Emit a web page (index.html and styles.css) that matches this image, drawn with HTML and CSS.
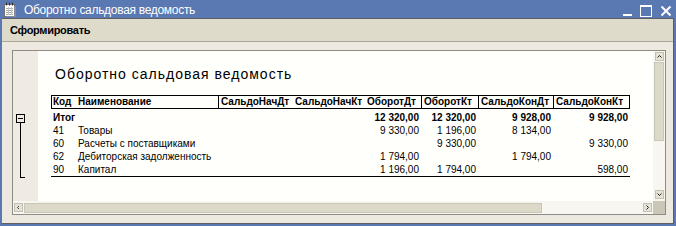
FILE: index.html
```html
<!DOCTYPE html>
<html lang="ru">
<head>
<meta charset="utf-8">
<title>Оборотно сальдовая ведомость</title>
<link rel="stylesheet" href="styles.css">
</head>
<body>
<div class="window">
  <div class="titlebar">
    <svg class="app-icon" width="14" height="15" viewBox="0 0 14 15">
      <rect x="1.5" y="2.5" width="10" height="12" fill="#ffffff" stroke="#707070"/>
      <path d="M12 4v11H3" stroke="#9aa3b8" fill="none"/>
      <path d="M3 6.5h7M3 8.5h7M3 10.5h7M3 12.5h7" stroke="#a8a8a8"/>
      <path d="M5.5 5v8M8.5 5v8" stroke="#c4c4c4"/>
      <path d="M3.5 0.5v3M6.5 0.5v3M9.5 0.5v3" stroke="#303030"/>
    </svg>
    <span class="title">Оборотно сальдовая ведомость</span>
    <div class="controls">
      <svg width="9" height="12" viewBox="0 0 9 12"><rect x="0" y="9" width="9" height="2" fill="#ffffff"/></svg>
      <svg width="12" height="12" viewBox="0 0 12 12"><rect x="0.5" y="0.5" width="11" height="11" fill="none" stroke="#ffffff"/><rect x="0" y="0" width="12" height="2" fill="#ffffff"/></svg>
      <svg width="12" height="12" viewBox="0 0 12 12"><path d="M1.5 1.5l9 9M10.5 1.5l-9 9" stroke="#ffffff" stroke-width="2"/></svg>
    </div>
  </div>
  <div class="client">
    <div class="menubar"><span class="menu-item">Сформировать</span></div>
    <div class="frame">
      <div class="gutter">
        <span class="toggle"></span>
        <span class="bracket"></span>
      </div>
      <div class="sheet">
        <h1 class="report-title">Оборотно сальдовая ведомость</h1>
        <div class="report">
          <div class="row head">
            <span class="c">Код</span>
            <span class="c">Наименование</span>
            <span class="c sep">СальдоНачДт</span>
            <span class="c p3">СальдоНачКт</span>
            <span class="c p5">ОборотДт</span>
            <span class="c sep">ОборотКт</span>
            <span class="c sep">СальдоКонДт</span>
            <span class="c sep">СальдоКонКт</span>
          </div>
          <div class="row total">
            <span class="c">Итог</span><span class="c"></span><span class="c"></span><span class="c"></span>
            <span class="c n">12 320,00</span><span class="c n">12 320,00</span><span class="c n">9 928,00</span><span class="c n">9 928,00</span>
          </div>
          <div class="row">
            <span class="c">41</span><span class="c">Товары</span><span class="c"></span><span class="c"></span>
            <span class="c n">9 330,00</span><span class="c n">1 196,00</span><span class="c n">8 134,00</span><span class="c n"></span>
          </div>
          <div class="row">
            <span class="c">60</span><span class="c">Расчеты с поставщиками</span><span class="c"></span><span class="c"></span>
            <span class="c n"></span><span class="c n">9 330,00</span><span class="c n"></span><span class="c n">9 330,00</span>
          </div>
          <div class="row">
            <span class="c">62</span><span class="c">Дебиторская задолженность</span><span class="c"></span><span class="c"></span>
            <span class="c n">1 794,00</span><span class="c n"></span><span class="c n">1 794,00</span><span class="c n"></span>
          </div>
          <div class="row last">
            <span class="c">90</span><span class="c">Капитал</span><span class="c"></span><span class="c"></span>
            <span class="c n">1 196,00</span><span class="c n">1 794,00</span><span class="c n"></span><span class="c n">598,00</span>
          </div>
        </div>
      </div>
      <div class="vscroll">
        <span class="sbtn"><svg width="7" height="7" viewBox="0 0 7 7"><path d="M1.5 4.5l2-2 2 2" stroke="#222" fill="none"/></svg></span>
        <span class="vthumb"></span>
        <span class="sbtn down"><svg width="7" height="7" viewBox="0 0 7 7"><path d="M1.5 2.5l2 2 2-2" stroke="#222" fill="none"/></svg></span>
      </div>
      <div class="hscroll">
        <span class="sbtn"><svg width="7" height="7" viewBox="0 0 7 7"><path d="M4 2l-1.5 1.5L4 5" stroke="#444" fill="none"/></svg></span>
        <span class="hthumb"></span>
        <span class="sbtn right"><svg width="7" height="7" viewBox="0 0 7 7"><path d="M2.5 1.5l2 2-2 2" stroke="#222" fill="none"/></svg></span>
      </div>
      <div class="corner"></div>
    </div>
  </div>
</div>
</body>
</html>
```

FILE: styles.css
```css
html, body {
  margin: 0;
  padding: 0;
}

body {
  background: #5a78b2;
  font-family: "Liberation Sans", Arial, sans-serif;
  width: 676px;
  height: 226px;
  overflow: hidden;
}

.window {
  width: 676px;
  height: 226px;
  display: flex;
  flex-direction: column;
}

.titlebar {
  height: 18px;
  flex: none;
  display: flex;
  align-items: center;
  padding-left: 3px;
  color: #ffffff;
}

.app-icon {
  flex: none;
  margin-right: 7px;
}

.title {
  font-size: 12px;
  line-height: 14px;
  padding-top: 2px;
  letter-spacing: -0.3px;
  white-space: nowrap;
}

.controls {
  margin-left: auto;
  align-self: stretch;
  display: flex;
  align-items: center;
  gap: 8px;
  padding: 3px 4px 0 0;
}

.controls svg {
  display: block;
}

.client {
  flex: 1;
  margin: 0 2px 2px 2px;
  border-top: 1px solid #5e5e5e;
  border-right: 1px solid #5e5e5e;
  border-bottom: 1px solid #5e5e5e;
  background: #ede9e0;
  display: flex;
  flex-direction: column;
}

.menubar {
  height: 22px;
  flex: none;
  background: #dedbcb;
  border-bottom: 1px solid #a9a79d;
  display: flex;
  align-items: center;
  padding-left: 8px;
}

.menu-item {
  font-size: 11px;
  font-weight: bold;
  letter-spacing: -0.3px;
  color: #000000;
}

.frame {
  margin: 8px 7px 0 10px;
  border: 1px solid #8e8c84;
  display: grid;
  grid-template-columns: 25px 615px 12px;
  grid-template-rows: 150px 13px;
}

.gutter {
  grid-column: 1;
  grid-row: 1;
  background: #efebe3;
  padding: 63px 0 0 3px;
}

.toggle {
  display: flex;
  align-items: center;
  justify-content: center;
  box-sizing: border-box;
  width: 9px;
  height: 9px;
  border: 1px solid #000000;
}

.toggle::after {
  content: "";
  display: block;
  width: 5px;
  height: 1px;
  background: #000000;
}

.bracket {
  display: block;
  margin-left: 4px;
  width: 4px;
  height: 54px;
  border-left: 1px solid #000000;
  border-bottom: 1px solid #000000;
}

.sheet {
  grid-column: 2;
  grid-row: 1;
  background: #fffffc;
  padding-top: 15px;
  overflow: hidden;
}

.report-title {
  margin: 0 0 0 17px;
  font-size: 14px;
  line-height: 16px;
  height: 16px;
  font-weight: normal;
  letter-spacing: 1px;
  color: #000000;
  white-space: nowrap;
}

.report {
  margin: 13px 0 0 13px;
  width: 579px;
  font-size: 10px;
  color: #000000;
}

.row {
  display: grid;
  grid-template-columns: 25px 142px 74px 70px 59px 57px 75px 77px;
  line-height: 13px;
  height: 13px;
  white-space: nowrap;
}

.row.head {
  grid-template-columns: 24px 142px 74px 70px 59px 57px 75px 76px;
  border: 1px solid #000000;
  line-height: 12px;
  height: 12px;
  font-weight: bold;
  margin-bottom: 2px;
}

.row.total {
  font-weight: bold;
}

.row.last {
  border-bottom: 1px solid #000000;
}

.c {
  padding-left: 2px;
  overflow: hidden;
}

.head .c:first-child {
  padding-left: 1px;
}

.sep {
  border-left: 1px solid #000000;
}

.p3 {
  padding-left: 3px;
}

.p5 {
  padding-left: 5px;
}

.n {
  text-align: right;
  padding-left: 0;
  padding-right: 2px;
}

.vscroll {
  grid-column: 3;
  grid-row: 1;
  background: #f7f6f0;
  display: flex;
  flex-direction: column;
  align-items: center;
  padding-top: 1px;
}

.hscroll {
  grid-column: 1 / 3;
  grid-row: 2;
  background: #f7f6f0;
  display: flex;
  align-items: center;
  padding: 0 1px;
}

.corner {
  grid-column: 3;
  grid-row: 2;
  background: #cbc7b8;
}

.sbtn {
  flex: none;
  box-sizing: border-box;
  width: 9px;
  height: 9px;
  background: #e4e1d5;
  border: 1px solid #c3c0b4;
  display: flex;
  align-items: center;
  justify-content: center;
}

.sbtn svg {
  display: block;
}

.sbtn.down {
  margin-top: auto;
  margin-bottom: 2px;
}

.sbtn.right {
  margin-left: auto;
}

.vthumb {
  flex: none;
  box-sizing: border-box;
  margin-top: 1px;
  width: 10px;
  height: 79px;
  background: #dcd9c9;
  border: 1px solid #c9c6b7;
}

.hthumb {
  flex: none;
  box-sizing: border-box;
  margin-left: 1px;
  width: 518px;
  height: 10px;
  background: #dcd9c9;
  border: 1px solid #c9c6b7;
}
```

◆ Given exercise ◆
Each line in the data that holds the string "index" should be found and copied.

◆ Response ◆
Emit a web page (index.html and styles.css) that matches this image, drawn with HTML and CSS.
FILE: index.html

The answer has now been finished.